Além disso, a chamada neoindustrialização não pode prescindir do fato de que as mudanças nas cadeias de suprimento internacionais têm obrigatoriamente de serem feitas com o uso de fontes de energia limpa. Ou seja, a neoindustrialização tem de ser verde. Ao mesmo tempo, essa oferta de energia segura e competitiva pode justamente ancorar novos investimentos produtivos, por meio do chamado powershoring.
A corrida pela hegemonia da nova configuração das estruturas produtivas globais já começou, e os principais países do Norte global nos últimos anos lançaram planos econômicos nos quais os governos assumiram cada vez relevância na definição de como as indústrias devem atuar e evoluir.
Os principais exemplos nesse sentido vêm dos Estados Unidos, com a Lei de Redução da Inflação (IRA, na sigla em inglês), e da União Europeia, com o Mecanismo de Controle de Carbono na Fronteira (CBAM). Ambos são planos estratégicos com presença decisiva do Estado para dar rigidez a regulações relativas à mitigação das mudanças climáticas cominada à implantação de políticas industriais estratégicas no novo contexto global.
A Organização das Nações Unidas (ONU) confirmou que a COP30, em 2025, será realizada no Brasil, em princípio na cidade de Belém, na região Amazônica. Até lá, a expectativa é que, justamente à luz do CBAM e do IRA, diversas nações elaborem políticas que lidem com a nova conjuntura econômicas e as implicações da emergência climática.

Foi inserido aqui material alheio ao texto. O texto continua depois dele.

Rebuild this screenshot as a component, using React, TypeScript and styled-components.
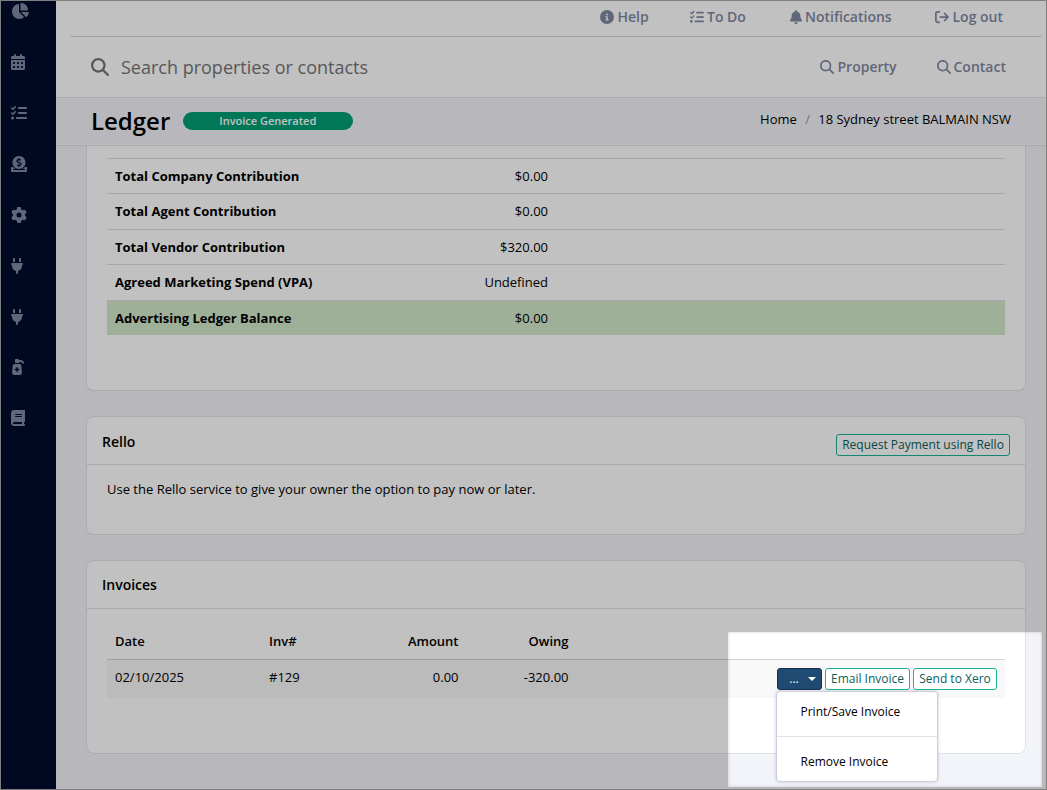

Além de organizar suas próprias políticas industriais e ecológicas nessa direção, ao sediar a COP, o Brasil tem a oportunidade de ser o palco do “Consenso de Belém”: um consenso formado por um conjunto de proposições políticas construído com participação ampla dos agentes globais e que consolide essa nova configuração entre o Norte e o Sul global, com descentralização do desenvolvimento econômico, redistribuição de cadeias produtivas em função da eficiência no abatimento de emissões de gases de efeito estufa e aumento do equilíbrio na criação e divisão dos empregos de qualidade entre a população global.
Rosana Santos é diretora-executiva e Edlayan Passos é especialista em energia do Instituto E+ Transição Energética.